No właśnie, i żebyś nie myślał że biję do Ciebie, ja tylko skomentowałem filmik
: 27 sty 2008, o 20:32
autor: LouCyphre
Bergen, No to obejrzyj...ale uprzedzam trzeba mieć dzień na takie filmy
: 27 sty 2008, o 21:55
autor: gimof
Dobrze to tak krótko i zwięźle, na co teraz warto iść do kina? Ostatnio trochę zaniedbałem slęczenie z popcornem więc..?
Jakie są w ogóle nowości... trzeba się jutro do multi przejechać po ulotkę
: 27 sty 2008, o 22:05
autor: luki
niewielu pewnie wie ale odtwórczyni jednej z głw ról Sonia Bohosiewicz to siostra naszego forumowego kolegi - choć fakt że udziela sie rzadko
: 27 sty 2008, o 22:19
autor: Gal
Paweł_BB pisze:
Chloru pisze:A tutaj szlagier z trailera...
P.S. Wrażliwi nie powinni klikać.
Sorry, ale jak dla mnie takie coś to wiocha, nie lubię takich bzdurnych wulgaryzmów rodem z rozmów gówniarzy w autobusie MZK
Paweł BB, ło matko bosko, to jest piosenka z baru praszczańskiego, a nie Sztuka Wysoka...
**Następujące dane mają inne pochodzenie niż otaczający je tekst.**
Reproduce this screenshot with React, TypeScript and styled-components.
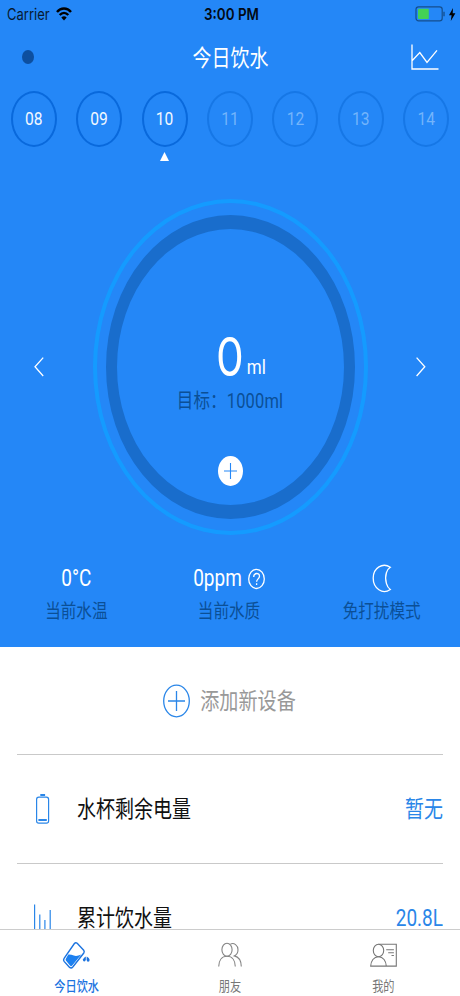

W tym filmie, ma ona być zabawna jako element folkloru, a nie aspirować do statusu pieśni intelektyualnie zaangażowanej. Piosenka nie była napisana dla potrzeb Rezerwatu (z tego co wiem), a jedynie wykorzystano obiektywnie istniejący utwór artysty z Ząbkowskiej, jako kontrapunkt dla szczerego i od serca wyznania bohaterki filmu, tej co ma fryzjera na rogu. Jedno do drugiego ślycznie pasowało...
: 27 sty 2008, o 22:29
autor: Bergen
Jarema Stępowski pochodził z Pragi ?
luki pisze:niewielu pewnie wie ale odtwórczyni jednej z głw ról Sonia Bohosiewicz to siostra naszego forumowego kolegi - choć fakt że udziela sie rzadko
Pogratulować siostry, jeśli ów kolega to czyta
: 27 sty 2008, o 22:43
autor: Gal
Bergen pisze:Jarema Stępowski pochodził z Pragi ?
Nie wiem, czy "pochodził" (myślę, że wątpię), ale na pewno stylizował się na Pragie. Stylizował się zgodnie z ówczesną ('60) polityczną poprawnością.
PS. A może bardziej na Powyśle...?
: 27 sty 2008, o 22:46
autor: LouCyphre
Eeeem nie kciałabym przeszkadzać....ale ten wątek miał być o ambitnych filmach ( ), a nie o pradze ( tej gorszej) , bo ja znam czeską Pragę z tylko dobrej strony
: 27 sty 2008, o 22:57
autor: Gal
Louis Cyphre pisze:Eeeem nie kciałabym przeszkadzać....ale ten wątek miał być o ambitnych filmach ( ), a nie o pradze ( tej gorszej) , bo ja znam czeską Pragę z tylko dobrej strony
Ależ ja proszę bardzo o filmach!
Ale tu kolega się wyraził brzydko o piosence tytułowej, która choć niezbyt poprawna językowo i mało wyrafinowana treściowo, jest jedynie elementem scenografii dźwiękowej lekkiej komedyjki o dylematach lewobrzeżnego, rokującego nadzieję młodego fotografika, rzuconego przez los i narzeczoną na róg Ząbkowskiej i Brzeskiej.
Przyznaję więc, że Demarczyk miewała piosenki lepsze.